Exploring System 1 and 2 communication for latent reasoning in LLMs
This work addresses the problem of efficient reasoning in LLMs for AI researchers, showing current dual-model approaches are mostly incremental and add computational cost without qualitative improvements.
The study investigated whether dual-architecture latent reasoning (with separate Base and Coprocessor models) improves LLM reasoning compared to a unified model, finding that joint finetuning (H2) performed best but a unified baseline nearly matched it, while increasing channel capacity (H1) or scaling latent-token budgets yielded minimal gains.

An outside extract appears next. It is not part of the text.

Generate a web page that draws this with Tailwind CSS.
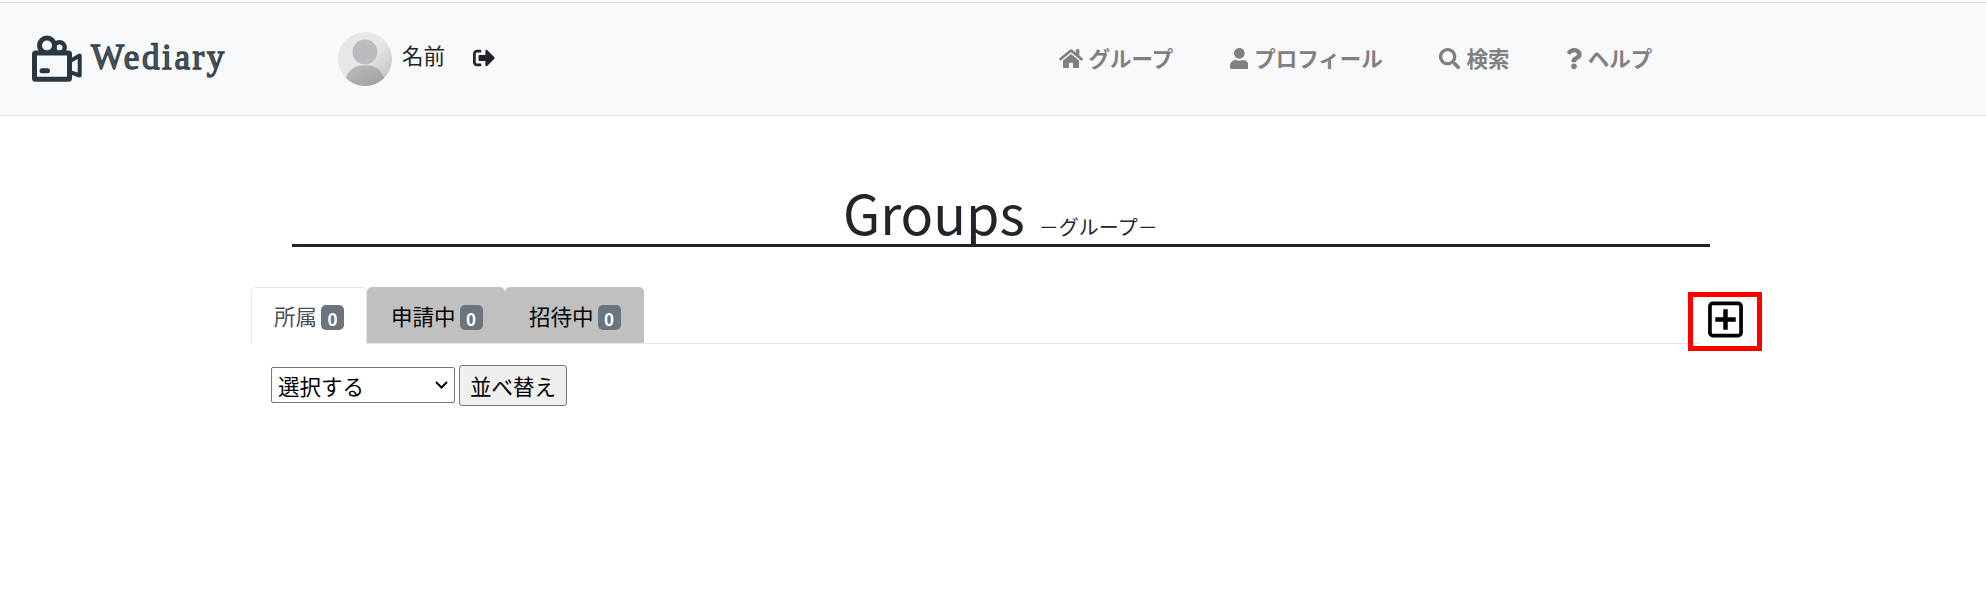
<!DOCTYPE html>
<html lang="ja">
<head>
<meta charset="utf-8">
<title>Wediary</title>
<script src="https://cdn.jsdelivr.net/npm/@tailwindcss/browser@4"></script>
</head>
<body class="h-[598px] overflow-hidden bg-white font-['Noto_Sans_CJK_JP',sans-serif] text-[21.5px] leading-[32px] text-[#212529]">
<header class="mt-[2px] flex h-[114px] items-start border-y border-[#dee2e6] bg-[#f8f9fa]">
  <a class="flex w-[305px] pl-[32px] pt-[32px] text-[#2b3740]">
    <svg class="h-[47px] w-[51px] shrink-0" viewBox="0 0 51 47" fill="none" stroke="currentColor" stroke-width="5">
      <circle cx="15" cy="10.5" r="7.5"/><circle cx="27.5" cy="12.5" r="5.2" stroke-width="4.4"/>
      <rect x="2.5" y="18" width="35" height="26.2" rx="1" fill="#f8f9fa"/>
      <path d="M10 35.7h5.500" stroke-linecap="round"/>
      <path d="M39 25.500 47.700 20.500v20L39 37.500" stroke-width="4" stroke-linejoin="round"/>
    </svg>
    <span class="ml-[8px] mt-[3px] h-[40px] text-[35px] leading-[40px] tracking-[2.6px] text-[#4d5963] font-['Liberation_Serif',serif] [-webkit-text-stroke:1.3px_#35414a]">Wediary</span>
  </a>
  <div class="ml-[33px] flex pt-[28px]">
    <svg class="mt-px h-[54px] w-[54px]" viewBox="0 0 54 54">
      <defs>
        <linearGradient id="bg" x1="0" y1="0" x2="1" y2="1"><stop offset=".5" stop-color="#e6e7e8"/><stop offset="1" stop-color="#b9bbbd"/></linearGradient>
        <linearGradient id="body" x1="0" y1="0" x2="1" y2="1"><stop stop-color="#bcbec0"/><stop offset="1" stop-color="#9b9da0"/></linearGradient>
        <clipPath id="round"><circle cx="27" cy="27" r="27"/></clipPath>
      </defs>
      <g clip-path="url(#round)"><rect width="54" height="54" fill="url(#bg)"/><path d="M7 54V48C10 38 17 33 27 33s17 5 20 15v6z" fill="url(#body)"/><circle cx="27" cy="20" r="13.500" fill="#e6e7e8"/><circle cx="27" cy="20" r="12.500" fill="#b9bbbe"/></g>
    </svg>
    <span class="ml-[10px] mt-[8px]">名前</span>
    <svg class="ml-[28px] mt-[16px] h-[22px] w-[22px]" viewBox="0 0 512 512" fill="currentColor"><path d="M497 273L329 441c-15 15-41 4.500-41-17v-96H152c-13.300 0-24-10.700-24-24v-96c0-13.300 10.700-24 24-24h136V88c0-21.400 25.900-32 41-17l168 168c9.300 9.400 9.300 24.600 0 34zM192 436v-40c0-6.600-5.400-12-12-12H96c-17.700 0-32-14.300-32-32V160c0-17.700 14.300-32 32-32h84c6.600 0 12-5.400 12-12V76c0-6.600-5.400-12-12-12H96c-53 0-96 43-96 96v192c0 53 43 96 96 96h84c6.600 0 12-5.400 12-12z"/></svg>
  </div>
  <nav class="ml-[563.5px] flex gap-[56.3px] pt-[39px] font-bold text-[#808080]">
    <a class="flex gap-[6px]">
      <svg class="mt-[6px] h-[21.330px] w-[24px]" viewBox="0 0 576 512" fill="currentColor"><path d="M280.370 148.260L96 300.110V464a16 16 0 0 0 16 16l112.060-.29a16 16 0 0 0 15.920-16V368a16 16 0 0 1 16-16h64a16 16 0 0 1 16 16v95.640a16 16 0 0 0 16 16.050L464 480a16 16 0 0 0 16-16V300L295.670 148.260a12.190 12.190 0 0 0-15.300 0zM571.600 251.470L488 182.560V44.050a12 12 0 0 0-12-12h-56a12 12 0 0 0-12 12v72.610L318.470 43a48 48 0 0 0-61 0L4.340 251.470a12 12 0 0 0-1.600 16.900l25.500 31A12 12 0 0 0 45.150 301l235.220-193.740a12.190 12.190 0 0 1 15.300 0L530.900 301a12 12 0 0 0 16.900-1.600l25.500-31a12 12 0 0 0-1.700-16.930z"/></svg>
      <span>グループ</span>
    </a>
    <a class="flex gap-[6px]">
      <svg class="mt-[6px] h-[21.330px] w-[18.700px]" viewBox="0 0 448 512" fill="currentColor"><path d="M224 256c70.700 0 128-57.300 128-128S294.700 0 224 0 96 57.300 96 128s57.300 128 128 128zm89.600 32h-16.700c-22.200 10.200-46.900 16-72.900 16s-50.600-5.800-72.900-16h-16.700C60.200 288 0 348.200 0 422.400V464c0 26.500 21.500 48 48 48h352c26.500 0 48-21.500 48-48v-41.600c0-74.200-60.200-134.400-134.400-134.400z"/></svg>
      <span>プロフィール</span>
    </a>
    <a class="flex gap-[6px]">
      <svg class="mt-[6px] h-[21.330px] w-[21.330px]" viewBox="0 0 512 512" fill="currentColor"><path d="M505 442.700L405.300 343c-4.500-4.500-10.600-7-17-7H372c27.600-35.300 44-79.700 44-128C416 93.100 322.900 0 208 0S0 93.100 0 208s93.100 208 208 208c48.300 0 92.700-16.400 128-44v16.300c0 6.400 2.500 12.500 7 17l99.700 99.700c9.400 9.400 24.600 9.400 33.900 0l28.300-28.300c9.400-9.400 9.400-24.600.1-34zM208 336c-70.700 0-128-57.200-128-128 0-70.700 57.200-128 128-128 70.700 0 128 57.200 128 128 0 70.700-57.200 128-128 128z"/></svg>
      <span>検索</span>
    </a>
    <a class="flex gap-[6px]">
      <svg class="mt-[6px] h-[21.330px] w-[16px]" viewBox="0 0 384 512" fill="currentColor"><path d="M202.021 0C122.202 0 70.503 32.703 29.914 91.026c-7.363 10.580-5.093 25.086 5.178 32.874l43.138 32.709c10.373 7.865 25.132 6.026 33.253-4.148 25.049-31.381 43.630-49.449 82.757-49.449 30.764 0 68.816 19.799 68.816 49.631 0 22.552-18.617 34.134-48.993 51.164-35.423 19.860-82.299 44.576-82.299 106.405V320c0 13.255 10.745 24 24 24h72.471c13.255 0 24-10.745 24-24v-5.773c0-42.860 125.268-44.645 125.268-160.627C377.504 66.256 286.902 0 202.021 0zM192 373.459c-38.196 0-69.271 31.075-69.271 69.271 0 38.195 31.075 69.270 69.271 69.270s69.271-31.075 69.271-69.271-31.075-69.270-69.271-69.270z"/></svg>
      <span>ヘルプ</span>
    </a>
  </nav>
</header>

<main>
  <div class="ml-[292px] mt-[60px] flex h-[70.5px] w-[1418px] items-baseline border-b-[3px] border-[#212529] pl-[551px]">
    <h1 class="text-[54px] leading-[71px]">Groups</h1>
    <small class="ml-[14px] text-[20px]">－グループ－</small>
  </div>

  <div class="ml-[251px] mt-[40.5px] flex h-[64px]">
    <div class="flex h-[57px] w-[1449px] border-b border-[#e4e7ea]">
      <a class="flex h-[57px] w-[116px] items-start rounded-t-[5px] border border-b-0 border-[#e4e7ea] bg-white pl-[22px] pt-[12px] text-[#495057]">所属<span class="ml-[4px] mt-[5px] flex h-[25px] w-[23px] items-center justify-center rounded-[5px] bg-[#6c757d] pt-px text-[17px] font-bold leading-none text-white">0</span></a>
      <a class="flex h-[56px] w-[138px] items-start rounded-t-[5px] bg-[#c0c0c0] pl-[24px] pt-[13px] text-black">申請中<span class="ml-[4px] mt-[5px] flex h-[25px] w-[23px] items-center justify-center rounded-[5px] bg-[#6c757d] pt-px text-[17px] font-bold leading-none text-white">0</span></a>
      <a class="flex h-[56px] w-[139px] items-start rounded-t-[5px] bg-[#c0c0c0] pl-[24px] pt-[13px] text-black">招待中<span class="ml-[4px] mt-[5px] flex h-[25px] w-[23px] items-center justify-center rounded-[5px] bg-[#6c757d] pt-px text-[17px] font-bold leading-none text-white">0</span></a>
    </div>
    <button class="-ml-[12px] mt-[5px] flex h-[59px] w-[74px] items-start border-[5px] border-[#ff0000] pl-[15px] pt-[4px] text-black">
      <svg class="h-[37px] w-[35px]" viewBox="0 0 36 37" fill="none" stroke="currentColor"><rect x="2" y="2" width="32" height="33" rx="3" stroke-width="3.800"/><path d="M18 8v21M7.500 18.500h21" stroke-width="4.600"/></svg>
    </button>
  </div>

  <form class="ml-[271px] mt-[14px] flex items-center gap-[4px] text-black">
    <div class="mb-px flex h-[36px] w-[184px] items-center justify-between rounded-[2px] border border-[#767676] bg-white pl-[6px] pr-[6px]">
      <span class="mt-[2px]">選択する</span>
      <svg class="h-[8px] w-[13px]" viewBox="0 0 13 8" fill="none" stroke="currentColor" stroke-width="2"><path d="M1 1l5.500 5.500L12 1"/></svg>
    </div>
    <button type="button" class="h-[41px] w-[108px] rounded-[3px] border border-[#767676] bg-[#efefef] pt-px">並べ替え</button>
  </form>
</main>
</body>
</html>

Should LLM reasoning live in a separate module, or within a single model's forward pass and representational space? We study dual-architecture latent reasoning, where a fluent Base exchanges latent messages with a Coprocessor, and test two hypotheses aimed at improving latent communication over Liu et al. (2024): (H1) increase channel capacity; (H2) learn communication via joint finetuning. Under matched latent-token budgets on GPT-2 and Qwen-3, H2 is consistently strongest while H1 yields modest gains. A unified soft-embedding baseline, a single model with the same forward pass and shared representations, using the same latent-token budget, nearly matches H2 and surpasses H1, suggesting current dual designs mostly add compute rather than qualitatively improving reasoning. Across GSM8K, ProsQA, and a Countdown stress test with increasing branching factor, scaling the latent-token budget beyond small values fails to improve robustness. Latent analyses show overlapping subspaces with limited specialization, consistent with weak reasoning gains. We conclude dual-model latent reasoning remains promising in principle, but likely requires objectives and communication mechanisms that explicitly shape latent spaces for algorithmic planning.